Both Ireland and Malta are geographically misplaced. We should both be slap bang in the middle of the Northern Mediterranean, as it is there that we would sit nicely from a cultural perspective. Most of us Irish could certainly do without the vagaries of our typical unpredictable summer. Somewhere between Sardinia and Sicily between the Iberian Peninsula and Italy would do very nicely indeed for me. We could be friendly neighbours with the Maltese as they are a very civilized bunch.  There is no doubt though that we Irish have fared worse off with our misplacement than the Maltese, at least from a climate perspective. The Maltese don’t complain too much been stuck in the mid Med and just off the coast of Africa nowadays, but Malta has had many problems in the past because of the militarily strategic significance of its location.


Thee are remarkable similarities between our religious histories. We both are Roman Catholic countries with the vast majority of the population practising Catholics. You do think they are more serious about their religion though as there may be two or three large elaborate churches per small town. Just like the excess of pubs in Ireland you wonder how they get sufficient custom, but they obviously do.


Malta and Ireland were both converted to Catholicism by saints with the blessed ability to banish all poisonous snakes from the vicinity. Our own St Patrick may seem to have the upper hand over St Paul in that he allegedly banished all reptiles (although there is considerable debate in pubs up and down the country about whether frogs were banished by our own patron saint, as there have been frog bone findings at ancient Celtic sites). St Paul of course was one of the disciples and he was shipwrecked off the Maltese coast and rather than moan about his plight he immediately set about converting all those about him. Malta has a slightly higher percentage of Catholics than Ireland has with a priest in every family still being the norm, and it has avoided all of the recent controversy surrounding the church.

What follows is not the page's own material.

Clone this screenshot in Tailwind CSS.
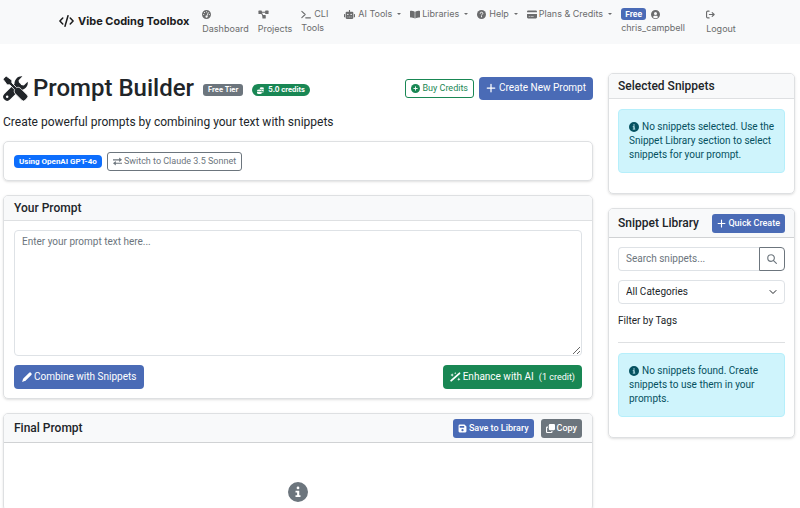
<!DOCTYPE html>
<html lang="en">
<head>
  <meta charset="UTF-8" />
  <meta name="viewport" content="width=device-width, initial-scale=1.0" />
  <title>Prompt Builder - Vibe Coding Toolbox</title>
  <script src="https://cdn.jsdelivr.net/npm/@tailwindcss/browser@4"></script>
</head>
<body class="bg-white font-[Roboto,sans-serif] text-[10px] leading-[14px] text-[#212529]">
  <!-- icon set -->
  <svg class="hidden">
    <symbol id="i-code" viewBox="0 0 20 16"><path d="M5 4 1.200 8 5 12M15 4l3.800 4L15 12M12 1 8 15" fill="none" stroke="currentColor" stroke-width="2" stroke-linecap="round" stroke-linejoin="round"/></symbol>
    <symbol id="i-gauge" viewBox="0 0 16 16"><path fill-rule="evenodd" fill="currentColor" d="M8 0a8 8 0 1 0 0 16A8 8 0 0 0 8 0zm0 2a1 1 0 1 1 0 2 1 1 0 0 1 0-2zM4.500 3.500a1 1 0 1 1 0 2 1 1 0 0 1 0-2zM3 7a1 1 0 1 1 0 2 1 1 0 0 1 0-2zm10 0a1 1 0 1 1 0 2 1 1 0 0 1 0-2zm-2.300-3.300c.6-.5 1.400.1 1.100.8L9.600 10.200A2 2 0 1 1 8.300 9.600z"/></symbol>
    <symbol id="i-diagram" viewBox="0 0 18 16"><path d="M4 4h9M5 5l4 7" fill="none" stroke="currentColor" stroke-width="2"/><g fill="currentColor"><rect y="1" width="6" height="6" rx="1"/><rect x="12" y="1" width="6" height="6" rx="1"/><rect x="7" y="9" width="6" height="6" rx="1"/></g></symbol>
    <symbol id="i-terminal" viewBox="0 0 18 16"><path d="m1.500 2.500 6 5.500-6 5.500M8.500 14H17" fill="none" stroke="currentColor" stroke-width="2" stroke-linecap="round" stroke-linejoin="round"/></symbol>
    <symbol id="i-robot" viewBox="0 0 20 16"><path fill-rule="evenodd" fill="currentColor" d="M9 0h2v3h4a2 2 0 0 1 2 2v9a2 2 0 0 1-2 2H5a2 2 0 0 1-2-2V5a2 2 0 0 1 2-2h4zM7 6.500a1.300 1.300 0 1 0 0 2.600 1.300 1.300 0 0 0 0-2.600zm6 0a1.300 1.300 0 1 0 0 2.600 1.300 1.300 0 0 0 0-2.600zM6 12v1h2v-1zm3 0v1h2v-1zm3 0v1h2v-1zM0 8a1 1 0 0 1 1-1h1v6H1a1 1 0 0 1-1-1zm18-1h1a1 1 0 0 1 1 1v4a1 1 0 0 1-1 1h-1z"/></symbol>
    <symbol id="i-book" viewBox="0 0 18 16"><path fill="currentColor" d="M8.500 3v12C6 13.700 3.500 13.500.8 13.400a.8.8 0 0 1-.8-.8V2c0-.5.400-.9.900-.9C4 1.100 6.500 1.600 8.500 3zm1 0v12c2.500-1.300 5-1.500 7.700-1.600a.8.8 0 0 0 .8-.8V2c0-.5-.4-.9-.9-.9-3.100 0-5.600.5-7.600 1.900z"/></symbol>
    <symbol id="i-help" viewBox="0 0 16 16"><circle cx="8" cy="8" r="8" fill="currentColor"/><path d="M5.700 5.900C5.700 4.600 6.700 4 8 4s2.400.7 2.400 2C10.400 7.500 8 7.700 8 9.300" fill="none" stroke="#fff" stroke-width="1.600" stroke-linecap="round"/><circle cx="8" cy="11.800" r="1" fill="#fff"/></symbol>
    <symbol id="i-card" viewBox="0 0 18 16"><path fill-rule="evenodd" fill="currentColor" d="M2 1h14a2 2 0 0 1 2 2v1H0V3a2 2 0 0 1 2-2zM0 7h18v6a2 2 0 0 1-2 2H2a2 2 0 0 1-2-2zm3 4v1h3v-1zm4 0v1h5v-1z"/></symbol>
    <symbol id="i-user" viewBox="0 0 16 16"><path fill-rule="evenodd" fill="currentColor" d="M8 0a8 8 0 1 0 0 16A8 8 0 0 0 8 0zm0 3.500a2.700 2.700 0 1 1 0 5.400 2.700 2.700 0 0 1 0-5.400zM3.600 12.700C4.200 11 5.300 10.200 7 10.200h2c1.700 0 2.800.8 3.400 2.500A6.500 6.500 0 0 1 8 14.500a6.500 6.500 0 0 1-4.400-1.800z"/></symbol>
    <symbol id="i-logout" viewBox="0 0 16 16"><path d="M5.500 2H3a2 2 0 0 0-2 2v8a2 2 0 0 0 2 2h2.500M6 8h8M11 4.500 14.500 8 11 11.500" fill="none" stroke="currentColor" stroke-width="2" stroke-linecap="round" stroke-linejoin="round"/></symbol>
    <symbol id="i-tools" viewBox="0 0 24 24"><path d="M4 20 14 10" stroke="currentColor" stroke-width="7.500" stroke-linecap="round"/><path fill="currentColor" d="M23.700 5.600a6.800 6.800 0 0 1-8.300 7.600l-4-4A6.800 6.800 0 0 1 18.600.3L15 4l.5 4.500L20 9z"/><path fill="currentColor" d="M0 3 3 0l5.500 4v2.600l4.600 4.600c1.500-.7 2.700-.4 4 .9l6 6a2.200 2.200 0 0 1 0 3.200l-1.900 1.900a2.200 2.200 0 0 1-3.200 0l-6-6c-1.300-1.300-1.600-2.500-.9-4L6.600 8.500H4z" stroke="#fff" stroke-width=".8"/><circle cx="4" cy="20" r="1.200" fill="#fff"/></symbol>
    <symbol id="i-coins" viewBox="0 0 16 16"><g fill="currentColor"><ellipse cx="11" cy="3" rx="5" ry="2.500"/><path d="M10.500 6.500C13 6.700 15 6 16 5v2.500c0 1-2 2-4 2zM12 11c2-.2 3.300-.8 4-1.500V11c0 1-2 2-4 2z"/><ellipse cx="5.500" cy="8" rx="5.500" ry="2.500"/><path d="M0 10c2 2 9 2 11 0v3.500c0 3-11 3-11 0z"/></g></symbol>
    <symbol id="i-plus-circle" viewBox="0 0 16 16"><circle cx="8" cy="8" r="8" fill="currentColor"/><path d="M8 5v6M5 8h6" stroke="#fff" stroke-width="1.600" stroke-linecap="round"/></symbol>
    <symbol id="i-plus" viewBox="0 0 16 16"><path d="M8 2v12M2 8h12" stroke="currentColor" stroke-width="2" stroke-linecap="round"/></symbol>
    <symbol id="i-swap" viewBox="0 0 16 16"><path fill="currentColor" d="M0 4h11V1l5 4-5 4V6H0zM16 12H5v3l-5-4 5-4v3h11z"/></symbol>
    <symbol id="i-pen" viewBox="0 0 16 16"><path fill="currentColor" d="M11.500 1.200a2 2 0 0 1 2.800 0l.6.600a2 2 0 0 1 0 2.800L6 13.500c-.5.500-1 .8-1.700 1L.2 15.800l1.300-4.100c.2-.7.500-1.200 1-1.700z"/></symbol>
    <symbol id="i-wand" viewBox="0 0 18 16"><path d="M2 14 15.500 2" stroke="currentColor" stroke-width="3" stroke-linecap="round"/><path fill="currentColor" d="m3.500 2 .8 2 2 .8-2 .8-.8 2-.8-2-2-.8 2-.8zM8.500 0l.5 1.200 1.200.5-1.200.5-.5 1.200L8 2.200l-1.200-.5L8 1.200zm6 9 .8 2 2 .8-2 .8-.8 2-.8-2-2-.8 2-.8z"/></symbol>
    <symbol id="i-save" viewBox="0 0 16 16"><path fill-rule="evenodd" fill="currentColor" d="M3 1h8.500L15 4.500V13a2 2 0 0 1-2 2H3a2 2 0 0 1-2-2V3a2 2 0 0 1 2-2zm0 2.500v3h8v-3zM8 9a2 2 0 1 0 0 4 2 2 0 0 0 0-4z"/></symbol>
    <symbol id="i-copy" viewBox="0 0 16 16"><rect x="5" width="11" height="11" rx="2" fill="currentColor"/><path d="M3.500 5.500H2a1 1 0 0 0-1 1V14a1 1 0 0 0 1 1h7.500a1 1 0 0 0 1-1v-1.500" fill="none" stroke="currentColor" stroke-width="2"/></symbol>
    <symbol id="i-info" viewBox="0 0 16 16"><path fill-rule="evenodd" fill="currentColor" d="M8 0a8 8 0 1 0 0 16A8 8 0 0 0 8 0zm0 3.600a1.100 1.100 0 1 1 0 2.200 1.100 1.100 0 0 1 0-2.200zM6 6.900h3v3.700h1V12H6v-1.400h1.300V8.300H6z"/></symbol>
    <symbol id="i-search" viewBox="0 0 16 16"><path d="m10.500 10.500 4.500 4.500M6.500 1.200a5.300 5.300 0 1 1 0 10.600 5.300 5.300 0 0 1 0-10.600z" fill="none" stroke="currentColor" stroke-width="1.800" stroke-linecap="round"/></symbol>
    <symbol id="i-caret" viewBox="0 0 8 4"><path d="M0 0h8L4 4z" fill="currentColor"/></symbol>
    <symbol id="i-chevron" viewBox="0 0 16 16"><path d="m2 5 6 6 6-6" fill="none" stroke="currentColor" stroke-width="2" stroke-linecap="round" stroke-linejoin="round"/></symbol>
  </svg>

  <nav class="flex h-11 items-start bg-[#f8f9fa] pl-[59px] pt-[7px] font-[Inter,sans-serif] text-[9px] text-[#6b6c6d]">
    <a href="#" class="mr-[13px] flex items-center gap-1 self-start pt-[7px] text-[11px] font-bold text-[#1b1c1d] whitespace-nowrap"><svg class="h-3 w-[15px]"><use href="#i-code"/></svg>Vibe Coding Toolbox</a>
    <div class="flex gap-[9px] whitespace-nowrap">
      <a href="#"><svg class="my-[3px] size-[9px]"><use href="#i-gauge"/></svg>Dashboard</a>
      <a href="#"><svg class="my-[3px] h-[9px] w-[11px]"><use href="#i-diagram"/></svg>Projects</a>
      <a href="#" class="w-[34px]"><svg class="mr-[3px] inline-block h-[9px] w-[10px]"><use href="#i-terminal"/></svg>CLI<br />Tools</a>
      <a href="#" class="flex h-[14px] items-center"><svg class="mr-[3px] h-[9px] w-[11px]"><use href="#i-robot"/></svg>AI Tools<svg class="ml-[5px] h-[2px] w-1"><use href="#i-caret"/></svg></a>
      <a href="#" class="flex h-[14px] items-center"><svg class="mr-[2px] h-[9px] w-[10px]"><use href="#i-book"/></svg>Libraries<svg class="ml-[5px] h-[2px] w-1"><use href="#i-caret"/></svg></a>
      <a href="#" class="flex h-[14px] items-center"><svg class="mr-[3px] size-[9px]"><use href="#i-help"/></svg>Help<svg class="ml-[5px] h-[2px] w-1"><use href="#i-caret"/></svg></a>
      <a href="#" class="flex h-[14px] items-center"><svg class="mr-[2px] h-[9px] w-[10px]"><use href="#i-card"/></svg>Plans &amp; Credits<svg class="ml-[5px] h-[2px] w-1"><use href="#i-caret"/></svg></a>
      <a href="#" class="w-[76px]"><span class="flex h-[14px] items-center gap-[5px]"><span class="rounded-[3px] bg-[#4a6bb6] px-1 text-[8px] leading-3 font-bold text-white">Free</span><svg class="size-[9px]"><use href="#i-user"/></svg></span>chris_campbell</a>
      <a href="#"><svg class="my-[3px] size-[9px]"><use href="#i-logout"/></svg>Logout</a>
    </div>
  </nav>

  <div class="flex items-start gap-[15px] pt-[29px] pr-[5px] pl-[3px]">
    <main class="min-w-0 flex-1">
      <header class="flex h-[30px] items-center justify-between">
        <div class="flex items-center">
          <svg class="size-[25px]"><use href="#i-tools"/></svg>
          <h1 class="ml-[5px] text-[24px] leading-[30px] font-medium">Prompt Builder</h1>
          <span class="mt-1 ml-[9px] rounded-[3px] bg-[#6c757d] px-[5px] font-[Inter,sans-serif] text-[7px] leading-3 font-bold text-white">Free Tier</span>
          <span class="mt-1 ml-[9px] flex items-center gap-1 rounded-full bg-[#198754] px-[5px] font-[Inter,sans-serif] text-[7px] leading-3 font-bold text-white"><svg class="size-[7px]"><use href="#i-coins"/></svg>5.0 credits</span>
        </div>
        <div class="flex items-center gap-[5px] whitespace-nowrap">
          <button class="flex h-[19px] items-center gap-[2px] rounded-[3px] border border-[#198754] px-[5px] text-[9px] text-[#198754]"><svg class="size-[9px]"><use href="#i-plus-circle"/></svg>Buy Credits</button>
          <button class="flex h-[23px] items-center gap-[3px] rounded-[4px] bg-[#4a6bb6] px-[7px] text-[10px] text-white"><svg class="size-[10px]"><use href="#i-plus"/></svg>Create New Prompt</button>
        </div>
      </header>
      <p class="mt-[11px] text-[12px] leading-4">Create powerful prompts by combining your text with snippets</p>

      <section class="mt-[11px] flex h-10 items-center gap-[5px] rounded-[5px] border border-[#dee0e2] px-[10px] shadow-sm">
        <span class="rounded-[4px] bg-[#0d6efd] px-[5px] text-[8px] leading-[13px] font-bold text-white">Using OpenAI GPT-4o</span>
        <button class="flex h-[19px] items-center gap-[2px] rounded-[3px] border border-[#6c757d] px-[5px] text-[9px] text-[#6c757d]"><svg class="size-[9px]"><use href="#i-swap"/></svg>Switch to Claude 3.5 Sonnet</button>
      </section>

      <section class="mt-[14px] overflow-hidden rounded-[5px] border border-[#dee0e2] shadow-sm">
        <div class="border-b border-[#dee0e2] bg-[#f8f9fa] px-[10px] py-1"><h2 class="text-[12px] leading-4 font-medium"><label for="prompt">Your Prompt</label></h2></div>
        <div class="px-[10px] py-[9px]">
          <textarea id="prompt" placeholder="Enter your prompt text here..." class="block h-[126px] w-full rounded-[4px] border border-[#dee2e6] px-[7px] py-1 text-[10px] leading-[14px] placeholder:text-[#6c757d]"></textarea>
          <div class="mt-[9px] flex justify-between text-[10px] text-white">
            <button class="flex h-6 items-center gap-[2px] rounded-[4px] bg-[#4a6bb6] px-2"><svg class="size-[10px]"><use href="#i-pen"/></svg>Combine with Snippets</button>
            <button class="flex h-6 items-center gap-[2px] rounded-[4px] bg-[#198754] px-[7px]"><svg class="h-[10px] w-[11px]"><use href="#i-wand"/></svg>Enhance with AI <span class="ml-[3px] text-[9px]">(1 credit)</span></button>
          </div>
        </div>
      </section>

      <section class="mt-[14px] overflow-hidden rounded-[5px] border border-[#dee0e2] shadow-sm">
        <div class="flex h-[29px] items-center justify-between border-b border-[#d0d2d4] bg-[#f8f9fa] px-[10px]">
          <h2 class="text-[12px] leading-4 font-medium">Final Prompt</h2>
          <div class="flex gap-[7px] text-[9px] font-medium text-white">
            <button class="flex h-[19px] items-center gap-[2px] rounded-[3px] bg-[#4a6bb6] px-[5px]"><svg class="size-[9px]"><use href="#i-save"/></svg>Save to Library</button>
            <button class="flex h-[19px] items-center gap-[2px] rounded-[3px] bg-[#6c757d] px-[5px]"><svg class="size-[9px]"><use href="#i-copy"/></svg>Copy</button>
          </div>
        </div>
        <div class="flex justify-center pt-[39px] pb-2 text-[#6c757d]"><svg class="size-5"><use href="#i-info"/></svg></div>
      </section>
    </main>

    <aside class="w-[187px] shrink-0">
      <section class="overflow-hidden rounded-[5px] border border-[#dee0e2] shadow-sm">
        <div class="border-b border-[#dee0e2] bg-[#f8f9fa] px-[9px] py-1"><h2 class="text-[12px] leading-4 font-medium">Selected Snippets</h2></div>
        <div class="px-[9px] pt-[10px] pb-5">
          <p class="rounded-[4px] border border-[#b6effb] bg-[#cff4fc] py-[10px] pr-1 pl-[10px] text-[#055160]"><svg class="mr-[3px] mb-px inline-block size-[10px]"><use href="#i-info"/></svg>No snippets selected. Use the Snippet Library section to select snippets for your prompt.</p>
        </div>
      </section>

      <section class="mt-[14px] overflow-hidden rounded-[5px] border border-[#dee0e2] shadow-sm">
        <div class="flex h-[29px] items-center justify-between border-b border-[#d0d2d4] bg-[#f8f9fa] px-[9px]">
          <h2 class="text-[12px] leading-4 font-medium">Snippet Library</h2>
          <button class="flex h-[19px] items-center gap-[2px] rounded-[3px] bg-[#4a6bb6] px-[5px] text-[9px] font-medium text-white"><svg class="size-[9px]"><use href="#i-plus"/></svg>Quick Create</button>
        </div>
        <div class="px-[9px] pt-[9px] pb-5">
          <div class="flex h-6">
            <input type="search" aria-label="Search snippets" placeholder="Search snippets..." class="min-w-0 flex-1 rounded-l-[4px] border border-r-0 border-[#dee2e6] px-[7px] placeholder:text-[#6c757d]" />
            <button aria-label="Search" class="flex w-[26px] items-center justify-center rounded-r-[4px] border border-[#6c757d] text-[#6c757d]"><svg class="size-[10px]"><use href="#i-search"/></svg></button>
          </div>
          <div class="relative mt-[9px]">
            <select aria-label="Category" class="block h-6 w-full appearance-none rounded-[4px] border border-[#dee2e6] px-[7px]"><option>All Categories</option></select>
            <svg class="pointer-events-none absolute top-2 right-2 size-2"><use href="#i-chevron"/></svg>
          </div>
          <h3 class="mt-[10px]">Filter by Tags</h3>
          <hr class="mt-[14px] mb-[10px] border-[#dee0e2]" />
          <p class="rounded-[4px] border border-[#b6effb] bg-[#cff4fc] py-[10px] pr-1 pl-[10px] text-[#055160]"><svg class="mr-[3px] mb-px inline-block size-[10px]"><use href="#i-info"/></svg>No snippets found. Create snippets to use them in your prompts.</p>
        </div>
      </section>
    </aside>
  </div>
</body>
</html>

Valleta is the capital of Malta and it is the city of the knights and a world heritage city. The heroic Knights of St. John founded this grand walled city, which could be an elegant Neapolitan suburb. The Knights were originally formed in the 12-13th century to protect pilgrims who travelled from Italy to Jerusalem along one of the pilgrimage routes. When Jerusalem was taken over by the Muslims they headed off to Rhodes considered to be the best place to ambush passing Turks who were busy expanding their Ottoman empire at the time. After repeated attacks on Rhodes, the Knights were forced out and they were given Malta by the church because of their previous good deeds. They were not too impressed because the fortifications were poor compared to Rhodes and they didn’t think too much of the locals. But they got on with the business of building up impressive defences for the islands.


The rent they were charged for the island was two of the famous Maltese falcons per year. Unfortunately, the falcons are now all extinct thanks to the locals rather nasty habit of bird hunting. The Knights used to stay at extravagant inns called auberges and many are still intact. The Maltese cross is their symbol. White is the colour of purity and the four arms stand for justice, fortitude, prudence and temperance.  Although the Knights have this image of purity and they had various vows of abstinence from a variety of life’s pleasures, they were not always as pure as they were painted. They had special tunnels out onto the narrow streets of Valleta through which they used to dispatch their various mistresses if they got an unexpected visit from their Grand Master. Some of them also used to dress up as women and then try on their seduction tactics at midnight mass. During the great siege of 1565 the Knights showed their true colours. They protected the islands from invasion by the infidel Turks and were hailed as the saviours of Christendom, which led to Malta’s subsequent prosperity. St John’s Co-cathedral in Valleta is where most of the Knights are buried in elaborately adorned marble vaults under the floor.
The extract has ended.